With these dumb chargers, you could not manage, monitor or take advantage of any smart features due to the lack of connectivity; you simply plugged in and charged. 

Dumb EV charging stations were not common before these regulations came into play; however, it is now illegal to purchase a dumb EV charger, making them almost non-existent. 

Why do EV chargers have to be smart?

As previously mentioned, EV chargers need an internet connection or 4G connection because of the Electric Vehicle Smart Charging Regulations. However, this law came into force in order to help reduce the strain on the national grid. 

With smart electric car chargers, you can set charging schedules – timing exactly when your EV will stop and start charging. With this, EV drivers can set their EVs to charge during off-peak hours when the demand for the grid is lower, supporting the health of the electricity grid. In comparison, dumb chargers can not be scheduled or controlled, much like iPhone or laptop chargers; they simply charge when plugged in and only stop when unplugged. With this in mind, if everyone made the switch to electric and charged simultaneously with dumb chargers, significant strain would be placed on the grid due to the lack of charge scheduling. 

There are perks to charging off-peak, too; energy is cheaper overnight, meaning smart EV charger owners can save substantially on EV charging costs. Energy is also more renewable during these off-peak hours, too, meaning you can charge greener. And finally, smart EV chargers provide more safety and security than their dumb counterparts.

Can you charge an EV without Wi-Fi/internet connection?

Yes, you can charge an EV without Wi-Fi; you can use a three-pin plug charger. However, three-pin plug charging is the slowest charging speed available and brings many disadvantages. Industry experts only suggest three-pin plug charging as a last resort.

Another route is using your smart EV charger – which may sound counter-intuitive – however, certain home chargers offer alternative charging methods for those who prefer the more simplistic, traditional plug-in and charge routes.

And while your charger still needs a Wi-Fi or mobile connection to be legally compliant, you don’t have to take advantage of the intuitive smart connection. Instead, opt for EV chargers with the Plug & Charge feature (where you simply plug your cable in, and it will start charging) or RFID card charging (where you scan an RFID card to stop and start charging sessions).
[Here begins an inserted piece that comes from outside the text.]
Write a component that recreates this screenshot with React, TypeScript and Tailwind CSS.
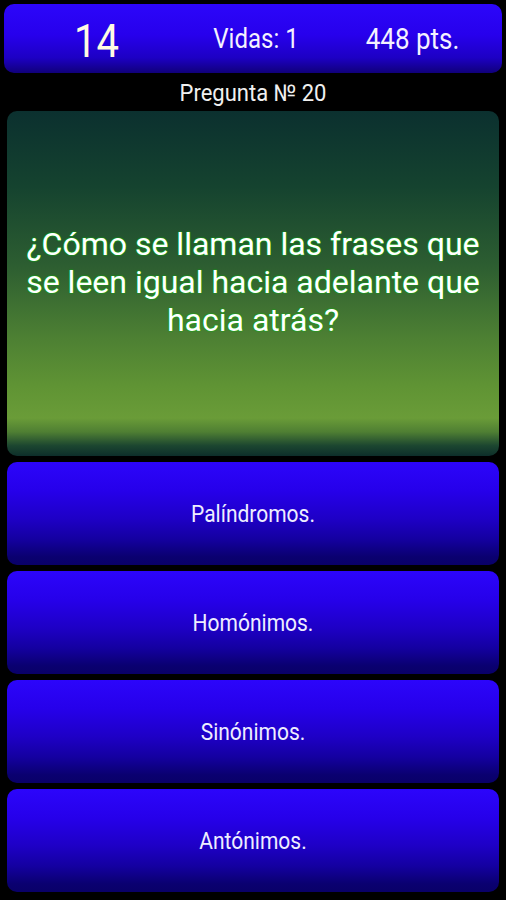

Of course, you can also opt for a home electric car charger with mobile data connectivity if you want to avoid a Wi-Fi-enabled unit.

Wi-Fi VS 4G mobile data for EV charging – Which should I choose for my home electric vehicle charger?

Since home electric car chargers can come with either Wi-Fi connectivity or 4G mobile connectivity, many of our customers ask which is better for a home electric car charger.

In short, Wi-Fi-enabled EV chargers are not better than mobile-data-enabled chargers; it simply depends on your personal circumstances and preferences as to which you choose. Both types of home chargers provide the same access to the unit’s designated smart features -it’s only the connection that is different.

When trying to decide between the two, you should take into consideration the following:


1. Cost

Like everything, cost is an essential factor to consider when it comes to your EV charger’s connectivity.

Typically, EV chargers with Wi-Fi connectivity come at no extra cost, as your engineer will link your home charger with your pre-existing Wi-Fi. Most smart EV chargers only offer Wi-Fi connectivity and offer it as standard, resulting in no additional charging costs. 

On the other hand, mobile-enabled home chargers will require data. And while some, like the Easee One, come with a free 4G lifetime data subscription, meaning you don’t have to worry about additional costs, other EV charging manufacturers may only offer free data for the first few years, and after the initial period runs out, there will be subsequent charges.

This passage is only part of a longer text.